Antara • 20 Desember 2022 21:01
Jakarta: Kepala Center of Digital Economy and SMEs Indef Eisha Rachbini memprediksi sektor moneter dari domestik kembali menghadapi tantangan di 2023. Hal itu akibat inflasi yang tinggi dan depresiasi rupiah yang akan berlanjut pada tahun depan.
 
"Di 2023 ada trade off antara kita tetap tumbuh tapi di tengah ketidakpastian tersebut ada suku bunga yang tinggi dan inflasi.
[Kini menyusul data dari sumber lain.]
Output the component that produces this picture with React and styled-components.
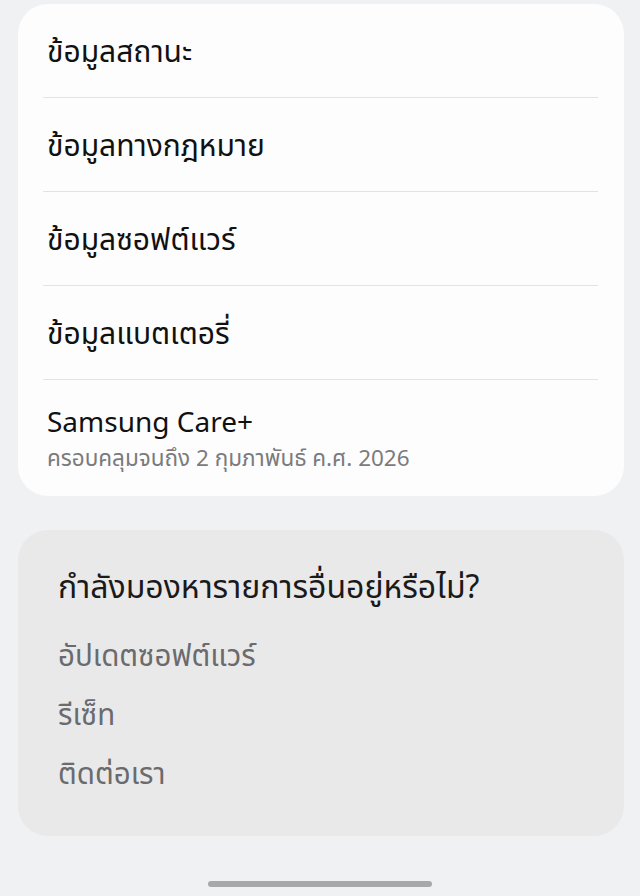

Sehingga ini perlu diperhatikan agar masyarakat terus memiliki daya beli dan mengurangi kemiskinan dan kesenjangan,” ujarnya, dilansir dari Antara, Selasa, 20 Desember 2022.
 
Ahli Ekonomi dari Institut Pertanian Bogor (IPB) ini menyampaikan bahwa inflasi pada 2022 lebih tinggi daripada 2021. Pada sisi penawaran, terjadi kenaikan harga-harga komoditas dunia dan juga ada gangguan pasokan global dan domestik. Penyumbang utama inflasi tahunan di antaranya komoditas bensin, bahan bakar rumah tangga, dan tarif angkutan udara.
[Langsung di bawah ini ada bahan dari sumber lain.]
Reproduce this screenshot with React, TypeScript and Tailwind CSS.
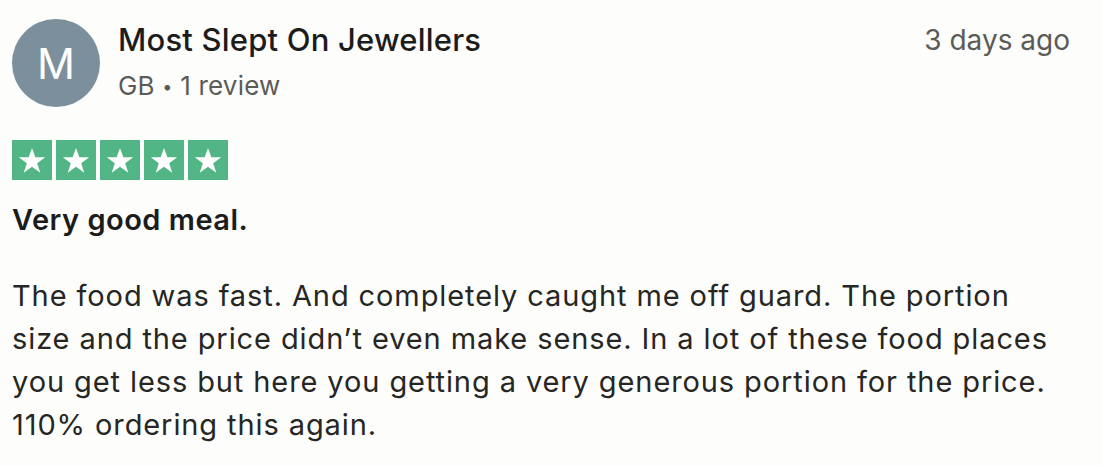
import React from "react";

function Star() {
  return (
    <div className="flex h-10 w-10 items-center justify-center bg-[#51b585]">
      <svg viewBox="0 0 24 24" className="h-8 w-8" fill="#ffffff">
        <path d="M12 3l2.5 7h7.4l-6 4.4 2.3 7.1L12 17.1l-6.2 4.4 2.3-7.1-6-4.4h7.4z" />
      </svg>
    </div>
  );
}

export default function App() {
  return (
    <div
      className="min-h-[466px] w-[1102px] bg-[#fdfdfb] px-3 pt-5 text-[#1c1c1c]"
      style={{ fontFamily: "Inter, 'Noto Sans', sans-serif" }}
    >
      <div className="flex items-start justify-between">
        <div className="flex items-start gap-[18px]">
          <div className="-mt-px flex h-[88px] w-[88px] items-center justify-center rounded-full bg-[#7b8f9c] text-[42px] text-white">
            M
          </div>
          <div>
            <div className="text-[31px] font-medium leading-[40px] tracking-[0.2px]">Most Slept On Jewellers</div>
            <div className="mt-[4px] text-[26px] leading-[44px] tracking-[0.2px] text-[#5b5b57]">
              GB <span className="text-[18px] align-[2px]">•</span> 1 review
            </div>
          </div>
        </div>
        <div className="pr-[20px] text-[28px] leading-[40px] text-[#5b5b57]">3 days ago</div>
      </div>

      <div className="mt-[31px] flex gap-1">
        <Star />
        <Star />
        <Star />
        <Star />
        <Star />
      </div>

      <div className="mt-[18px] text-[29px] font-semibold leading-[44px] tracking-[0.5px]">Very good meal.</div>

      <p className="mt-[32px] w-[1045px] text-[29px] leading-[43px] tracking-[0.9px] text-[#262624]">
        The food was fast. And completely caught me off guard. The portion size and the price didn’t even make sense. In a lot of these food places you get less but here you getting a very generous portion for the price. 110% ordering this again.
      </p>
    </div>
  );
}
Begitu juga dengan nilai tukar yang secara tren mengalami kenaikan dari berkisar Rp14.000 hingga kini menjadi di atas Rp15.000. Bank Indonesia pun merespons dengan menaikkan suku bunga acuan menjadi 5,25 persen pada November.
Baca: PT PII Gandeng Baznas Jakarta Sukseskan Program Semua Bisa Makan

"Ini juga merespons dari inflasi yang ada di Indonesia. Kalau kita lihat Agustus-September inflasi terjadi 5,9 persen, kemudian direspons bank sentral menaikkan suku bunga acuan menjadi 4,75 persen,” ujarnya.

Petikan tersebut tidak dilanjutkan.